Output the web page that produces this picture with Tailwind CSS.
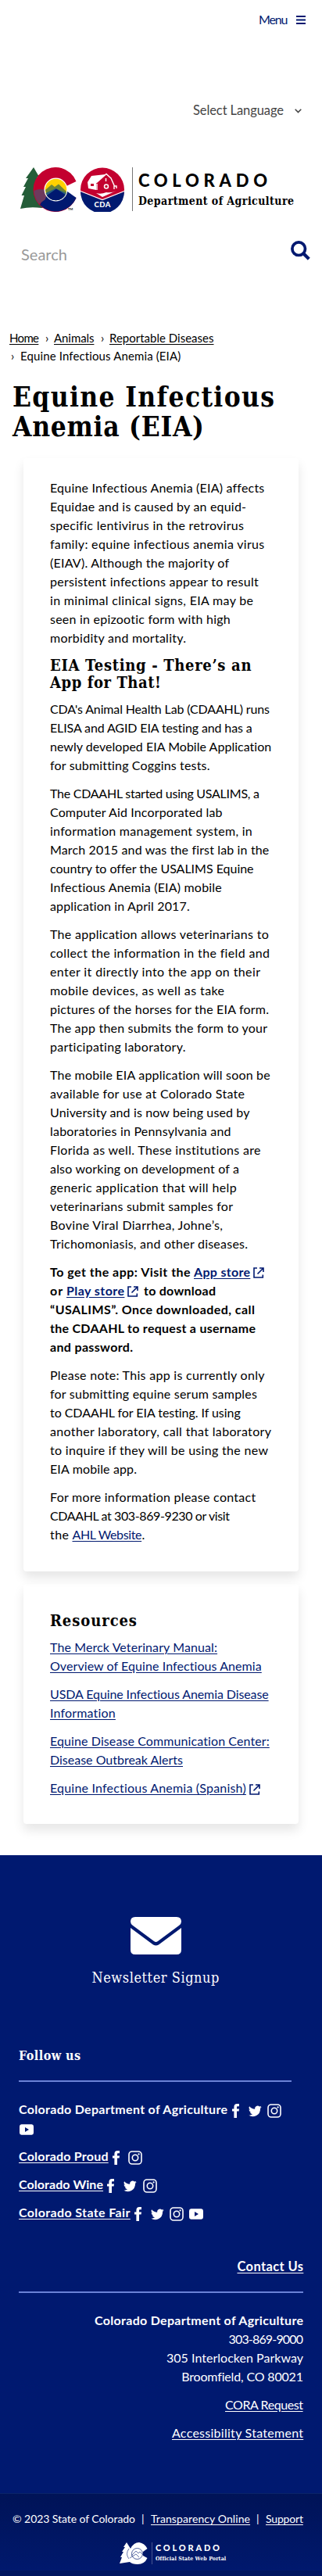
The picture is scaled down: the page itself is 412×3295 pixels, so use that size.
<!DOCTYPE html>
<html lang="en">
<head>
<meta charset="utf-8">
<title>Equine Infectious Anemia (EIA)</title>
<script src="https://cdn.jsdelivr.net/npm/@tailwindcss/browser@4"></script>
</head>
<body class="bg-white text-black font-['Lato','Noto_Sans',sans-serif] text-base leading-6 w-[412px] overflow-x-hidden">
<svg class="hidden">
  <symbol id="ext" viewBox="0 0 14 14"><path d="M5 1H1V13H12.3V9.5M8 1H13V6M13 1L5.5 8.5" fill="none" stroke="currentColor" stroke-width="1.6"/></symbol>
  <symbol id="fb" viewBox="0 0 9 18"><path d="M2.4 18V9.6H0V6.4H2.4V4.2C2.4 1.5 3.8 0 6.3 0H9V3.2H7.3C6.3 3.2 6 3.6 6 4.5V6.4H9L8.6 9.6H6V18Z" fill="currentColor"/></symbol>
  <symbol id="tw" viewBox="0 0 24 20"><path d="M23.6 2.4a9.6 9.6 0 0 1-2.8.8A4.8 4.8 0 0 0 22.9.5a9.700 9.700 0 0 1-3.100 1.200A4.850 4.850 0 0 0 11.600 6.100 13.700 13.700 0 0 1 1.600 1a4.850 4.850 0 0 0 1.500 6.500 4.800 4.800 0 0 1-2.200-.6 4.850 4.850 0 0 0 3.900 4.800 4.900 4.900 0 0 1-2.200.1 4.850 4.850 0 0 0 4.500 3.400A9.700 9.700 0 0 1 0 17.200 13.700 13.700 0 0 0 21.200 5z" fill="currentColor"/></symbol>
  <symbol id="ig" viewBox="0 0 18 18"><rect x="1" y="1" width="16" height="16" rx="4" fill="none" stroke="currentColor" stroke-width="1.600"/><circle cx="9" cy="9" r="3.700" fill="none" stroke="currentColor" stroke-width="1.600"/><circle cx="13.600" cy="4.400" r="1.100" fill="currentColor"/></symbol>
  <symbol id="yt" viewBox="0 0 18 14"><path fill-rule="evenodd" d="M2.500 .3H15.500Q18 .5 18 3V11Q18 13.500 15.500 13.700H2.500Q0 13.500 0 11V3Q0 .5 2.500 .3ZM7 4V10L12 7Z" fill="currentColor"/></symbol>
</svg>

<header class="h-[422px] flex flex-col">
  <div class="h-[50px] pt-[13px] pl-[331px] flex">
    <a class="text-[#001970] text-[16px] whitespace-nowrap w-[48px] shrink-0"><span data-w="37.5">Menu</span></a>
    <svg class="w-3 h-[11px] mt-[7px]" viewBox="0 0 12 11"><path d="M0 1H12M0 5.500H12M0 10H12" stroke="#001970" stroke-width="2"/></svg>
  </div>
  <div class="h-[164px] pt-[79px] pl-[247px] flex text-[#444]">
    <span class="whitespace-nowrap text-[16.5px] w-[130px] shrink-0"><span data-w="116">Select Language</span></span>
    <svg class="w-[9px] h-1.5 mt-[10px]" viewBox="0 0 9 6"><path d="M.7 .7L4.500 4.600L8.300 .7" fill="none" stroke="#444" stroke-width="1.500"/></svg>
  </div>
  <div class="h-[57px] pl-[25px] flex">
    <svg class="w-[144px] h-[57px] shrink-0" viewBox="0 0 144 57">
      <path d="M18 0L25 12H22.500L29 23H26L38 50L28 52Q14 50 1 53L6 36H2.500L8 25H5L11 14H8Z" fill="#245d38"/>
      <path d="M72.500 18A28.500 28.500 0 1 0 72.500 39L60 34H32V24L60 24Z" fill="#c3002f"/>
      <path d="M72.500 39A28.500 28.500 0 0 1 26 48L36 30H60Z" fill="#001970"/>
      <path d="M18.500 30Q26 26 36 30L33 41L25 47Q18.500 39 18.500 30Z" fill="#6d3a5d"/>
      <circle cx="46.500" cy="28.500" r="15" fill="#fff"/>
      <circle cx="46.500" cy="28.500" r="13.700" fill="#ffd100"/>
      <path d="M33 29L41 22L45 25L50 21.500L60 31Q59 41 46 42Q35 40 33 29Z" fill="#6b8537"/>
      <path d="M33.500 33L46 27L59.500 33Q56 42.200 46.500 42.200Q37 42.200 33.500 33Z" fill="#245d7e"/>
      <path d="M35 36L47 27.500L58.500 35Q54 42.200 46.500 42.200Q39 42.200 35 36Z" fill="#001970"/>
      <text x="62" y="55" font-size="4" font-weight="700" font-family="Lato">TM</text>
      <circle cx="106" cy="28.500" r="28" fill="#c3002f"/>
      <path d="M78 31L106 42L134 31A28 28 0 0 1 78 31Z" fill="#001970"/>
      <path d="M78 30.500L106 41.500L134 30.500" fill="none" stroke="#fff" stroke-width="1.300"/>
      <path d="M87 19L92 11L110 9L98 20V29L88 27ZM91 21V24H95V21Z" fill="#fff" fill-rule="evenodd"/>
      <path d="M98 20L111 8.500L117 14L121 23V28M99 29V21M121 24H124V27" fill="none" stroke="#fff" stroke-width="1.400"/>
      <circle cx="111" cy="24.500" r="2.500" fill="none" stroke="#fff" stroke-width="1.500"/><path d="M110.500 14V18" stroke="#fff" stroke-width="1.500"/>
      <path d="M98 33Q104 35 111 32Q118 33 124 30L106 38Z" fill="#fff"/>
      <text x="95.500" y="50.500" font-size="9.500" font-weight="900" fill="#fff" font-family="Lato" textLength="21">CDA</text>
    </svg>
    <div class="w-px bg-[#777] h-[56px] shrink-0"></div>
    <div class="pl-[7px] whitespace-nowrap">
      <div class="h-6 leading-6 pt-[5px] text-[22px] font-black"><span data-w="165">COLORADO</span></div>
      <div class="pt-[7px] text-[14px] font-bold font-['DejaVu_Serif_Condensed','DejaVu_Serif',serif]"><span data-w="199">Department of Agriculture</span></div>
    </div>
  </div>
  <div class="pl-[27px] pt-[37px] flex">
    <span class="w-[345px] shrink-0 pt-[5px] text-[20px] text-[#999]"><span data-w="59">Search</span></span>
    <svg class="w-[25px] h-[25px] shrink-0" viewBox="0 0 25 25"><circle cx="10.200" cy="10.200" r="8.300" fill="none" stroke="#001970" stroke-width="3.700"/><path d="M16 16L23.300 23.300" stroke="#001970" stroke-width="4.200"/></svg>
  </div>
</header>

<nav class="text-[15px] leading-[23px] pl-3 whitespace-nowrap h-[69px] -mt-px mb-px">
  <div class="flex"><a class="underline underline-offset-2 w-[46px] shrink-0"><span data-w="38">Home</span></a><span class="w-[11px] shrink-0">›</span><a class="underline underline-offset-2 w-[60px] shrink-0"><span data-w="51.500">Animals</span></a><span class="w-[11px] shrink-0">›</span><a class="underline underline-offset-2"><span data-w="133.500">Reportable Diseases</span></a></div>
  <div class="flex"><span class="w-[14px] shrink-0 pl-0.5">›</span><span data-w="205.500">Equine Infectious Anemia (EIA)</span></div>
</nav>

<main>
  <h1 class="text-[35px] leading-[38px] font-bold font-['DejaVu_Serif_Condensed','DejaVu_Serif',serif] pl-4 whitespace-nowrap h-[97px] -mt-0.5"><span data-w="335">Equine Infectious</span><br><span data-w="245">Anemia (EIA)</span></h1>

  <section class="mx-[30px] h-[1424px] pt-[26px] pl-[34px] shadow-[0_8px_14px_rgba(0,0,0,0.1)] rounded-sm flex flex-col gap-3 whitespace-nowrap">
    <p><span data-w="274">Equine Infectious Anemia (EIA) affects</span><br><span data-w="251">Equidae and is caused by an equid-</span><br><span data-w="248">specific lentivirus in the retrovirus</span><br><span data-w="274.500">family: equine infectious anemia virus</span><br><span data-w="229">(EIAV). Although the majority of</span><br><span data-w="267">persistent infections appear to result</span><br><span data-w="260">in minimal clinical signs, EIA may be</span><br><span data-w="231">seen in epizootic form with high</span><br><span data-w="174">morbidity and mortality.</span></p>
    <h2 class="text-[20px] leading-[22px] font-bold font-['DejaVu_Serif_Condensed','DejaVu_Serif',serif] -mb-[1.500px]"><span data-w="257.500">EIA Testing - There’s an</span><br><span data-w="142">App for That!</span></h2>
    <p><span data-w="281">CDA's Animal Health Lab (CDAAHL) runs</span><br><span data-w="259">ELISA and AGID EIA testing and has a</span><br><span data-w="283.500">newly developed EIA Mobile Application</span><br><span data-w="204">for submitting Coggins tests.</span></p>
    <p><span data-w="268">The CDAAHL started using USALIMS, a</span><br><span data-w="220.500">Computer Aid Incorporated lab</span><br><span data-w="259">information management system, in</span><br><span data-w="280">March 2015 and was the first lab in the</span><br><span data-w="260">country to offer the USALIMS Equine</span><br><span data-w="220">Infectious Anemia (EIA) mobile</span><br><span data-w="179">application in April 2017.</span></p>
    <p><span data-w="280">The application allows veterinarians to</span><br><span data-w="281">collect the information in the field and</span><br><span data-w="269">enter it directly into the app on their</span><br><span data-w="223">mobile devices, as well as take</span><br><span data-w="280">pictures of the horses for the EIA form.</span><br><span data-w="278">The app then submits the form to your</span><br><span data-w="174">participating laboratory.</span></p>
    <p><span data-w="282">The mobile EIA application will soon be</span><br><span data-w="249">available for use at Colorado State</span><br><span data-w="255.500">University and is now being used by</span><br><span data-w="231.500">laboratories in Pennsylvania and</span><br><span data-w="270">Florida as well. These institutions are</span><br><span data-w="242">also working on development of a</span><br><span data-w="239">generic application that will help</span><br><span data-w="234">veterinarians submit samples for</span><br><span data-w="221">Bovine Viral Diarrhea, Johne’s,</span><br><span data-w="253">Trichomoniasis, and other diseases.</span></p>
    <p class="font-bold"><span data-w="184">To get the app: Visit the&nbsp;</span><a class="underline underline-offset-2 text-[#001970]"><span data-w="72">App store</span></a><svg class="inline w-[14px] h-[14px] ml-1 text-[#001970]"><use href="#ext"/></svg><br><span data-w="21">or&nbsp;</span><a class="underline underline-offset-2 text-[#001970]"><span data-w="74">Play store</span></a><svg class="inline w-[14px] h-[14px] ml-1 mr-[7px] text-[#001970]"><use href="#ext"/></svg><span data-w="92">to download</span><br><span data-w="262">“USALIMS”. Once downloaded, call</span><br><span data-w="263">the CDAAHL to request a username</span><br><span data-w="106">and password.</span></p>
    <p><span data-w="274.500">Please note: This app is currently only</span><br><span data-w="264.500">for submitting equine serum samples</span><br><span data-w="244">to CDAAHL for EIA testing. If using</span><br><span data-w="283">another laboratory, call that laboratory</span><br><span data-w="279">to inquire if they will be using the new</span><br><span data-w="111">EIA mobile app.</span></p>
    <p><span data-w="263.500">For more information please contact</span><br><span data-w="230">CDAAHL at 303-869-9230 or visit</span><br><span data-w="28.500">the&nbsp;</span><a class="underline underline-offset-2 text-[#001970]"><span data-w="89">AHL Website</span></a>.</p>
  </section>

  <section class="mx-[30px] mt-4 h-[307px] pt-[36px] pl-[34px] shadow-[0_8px_14px_rgba(0,0,0,0.1)] rounded-sm whitespace-nowrap">
    <h2 class="text-[20px] leading-[22px] font-bold font-['DejaVu_Serif_Condensed','DejaVu_Serif',serif] mb-[11px]"><span data-w="111">Resources</span></h2>
    <ul class="flex flex-col gap-3 text-[#001970]">
      <li class="underline underline-offset-2"><span data-w="214">The Merck Veterinary Manual:</span><br><span data-w="271">Overview of Equine Infectious Anemia</span></li>
      <li class="underline underline-offset-2"><span data-w="280">USDA Equine Infectious Anemia Disease</span><br><span data-w="84">Information</span></li>
      <li class="underline underline-offset-2"><span data-w="281">Equine Disease Communication Center:</span><br><span data-w="170">Disease Outbreak Alerts</span></li>
      <li><a class="underline underline-offset-2"><span data-w="251">Equine Infectious Anemia (Spanish)</span></a><svg class="inline w-[14px] h-[14px] ml-1"><use href="#ext"/></svg></li>
    </ul>
  </section>
</main>

<footer class="mt-10 bg-[#001970] text-white h-[922px] whitespace-nowrap">
  <div class="h-[245px] pt-[79px] pr-[14px] flex flex-col items-center font-['DejaVu_Serif_Condensed','DejaVu_Serif',serif]">
    <svg class="w-[65px] h-12 shrink-0" viewBox="0 0 65 48"><path d="M6 0H59Q65 0 65 6Q65 9 62 11L35 31Q32.500 33 30 31L3 11Q0 9 0 6Q0 0 6 0ZM0 14L29 35.500Q32.500 37.500 36 35.500L65 14V42Q65 48 59 48H6Q0 48 0 42Z" fill="#fff"/></svg>
    <div class="pt-[18px] text-[18px] leading-6"><span data-w="163">Newsletter Signup</span></div>
  </div>
  <div class="px-6">
    <div class="h-[43px] font-bold text-[16px] leading-6 font-['DejaVu_Serif_Condensed','DejaVu_Serif',serif]"><span data-w="79">Follow us</span></div>
    <div class="w-[349px] h-0.5 bg-[#6b82d6]"></div>
    <div class="pt-[23px] font-bold flex flex-col gap-3">
      <div class="h-12"><div class="flex h-6"><span class="w-[273px] shrink-0"><span data-w="267">Colorado Department of Agriculture</span></span><svg class="w-[9px] h-[18px] mt-[5px]"><use href="#fb"/></svg><svg class="w-[17px] h-[15px] mt-[7px] ml-3"><use href="#tw"/></svg><svg class="w-[18px] h-[18px] mt-[5px] ml-[7px]"><use href="#ig"/></svg></div><svg class="w-[18px] h-[14px] mt-[7px] ml-px"><use href="#yt"/></svg></div>
      <div class="flex h-6"><a class="underline underline-offset-2 w-[120px] shrink-0"><span data-w="114.500">Colorado Proud</span></a><svg class="w-[9px] h-[18px] mt-[5px]"><use href="#fb"/></svg><svg class="w-[18px] h-[18px] mt-[5px] ml-[11px]"><use href="#ig"/></svg></div>
      <div class="flex h-6"><a class="underline underline-offset-2 w-[113px] shrink-0"><span data-w="108">Colorado Wine</span></a><svg class="w-[9px] h-[18px] mt-[5px]"><use href="#fb"/></svg><svg class="w-[17px] h-[15px] mt-[7px] ml-3"><use href="#tw"/></svg><svg class="w-[18px] h-[18px] mt-[5px] ml-2"><use href="#ig"/></svg></div>
      <div class="flex h-6"><a class="underline underline-offset-2 w-[148px] shrink-0"><span data-w="142.500">Colorado State Fair</span></a><svg class="w-[9px] h-[18px] mt-[5px]"><use href="#fb"/></svg><svg class="w-[17px] h-[15px] mt-[7px] ml-3"><use href="#tw"/></svg><svg class="w-[18px] h-[18px] mt-[5px] ml-[7px]"><use href="#ig"/></svg><svg class="w-[18px] h-[14px] mt-[7px] ml-[7px]"><use href="#yt"/></svg></div>
    </div>
    <div class="h-11 mt-[45px] text-right font-bold text-[16.5px]"><a class="underline underline-offset-2"><span data-w="84.500">Contact Us</span></a></div>
    <div class="h-0.5 bg-[#6b82d6]"></div>
    <div class="pt-[23px] text-right">
      <div class="font-bold"><span data-w="267">Colorado Department of Agriculture</span></div>
      <div><span data-w="95.500">303-869-9000</span></div>
      <div><span data-w="175">305 Interlocken Parkway</span></div>
      <div><span data-w="155.500">Broomfield, CO 80021</span></div>
      <div class="pt-3"><a class="underline underline-offset-2"><span data-w="100">CORA Request</span></a></div>
      <div class="pt-3 h-[101px]"><a class="underline underline-offset-2"><span data-w="168">Accessibility Statement</span></a></div>
    </div>
  </div>
  <div class="h-[110px] bg-linear-to-b from-[#001357] to-[#001970] border-t border-[#0a2468] text-[14px] pt-5">
    <div class="flex pl-4"><span class="w-[165px] shrink-0"><span data-w="157">© 2023 State of Colorado</span></span><span class="w-3 shrink-0">|</span><a class="underline underline-offset-2 w-[135px] shrink-0"><span data-w="127">Transparency Online</span></a><span class="w-3 shrink-0">|</span><a class="underline underline-offset-2"><span data-w="48">Support</span></a></div>
    <div class="flex pl-[153px] pt-[18px] h-[54px]">
      <svg class="w-9 h-7 shrink-0" viewBox="0 0 36 28"><path d="M9 0L14 8Q18 0 25 0Q32 1 35.500 8L30 12V17L35.500 20Q32 28 23 28Q16 28 13 25L0 27L3 19H1L5 12H3L7 6H5Z" fill="#fff"/><circle cx="22.500" cy="14.500" r="7" fill="none" stroke="#001970" stroke-width=".7"/><path d="M15 17L21 11L24 14L26 12L30 16M13 20L21 15L25 19M12 8Q7 15 12 21" fill="none" stroke="#001970" stroke-width=".6"/></svg>
      <div class="w-px h-7 ml-[5px] bg-[#4a5590] shrink-0"></div>
      <div class="pl-1 leading-[14px]">
        <div class="text-[11px] font-black"><span data-w="82">COLORADO</span></div>
        <div class="text-[7px] font-bold leading-[13px] font-['DejaVu_Serif_Condensed','DejaVu_Serif',serif]"><span data-w="90">Official State Web Portal</span></div>
      </div>
    </div>
    <div class="h-[10px] bg-[#00155f]"></div>
  </div>
</footer>
<script>
function fitLines() {
  document.querySelectorAll('[data-w]').forEach(function (el) {
    el.style.letterSpacing = '0px';
    el.style.marginRight = '0px';
    var target = parseFloat(el.dataset.w), n = Array.from(el.textContent).length;
    var track = (target - el.getBoundingClientRect().width) / (n - 1);
    el.style.letterSpacing = track + 'px';
    el.style.marginRight = -track + 'px';
  });
}
fitLines();
window.addEventListener('load', function () {
  fitLines();
  requestAnimationFrame(fitLines);
  setTimeout(fitLines, 60);
});
document.fonts.ready.then(fitLines);
</script>
</body>
</html>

********

● Goal of the exercise:
Look through the material above. Copy each line where the word "page" appears.

● The solution:
Output the web page that produces this picture with Tailwind CSS.
The picture is scaled down: the page itself is 412×3295 pixels, so use that size.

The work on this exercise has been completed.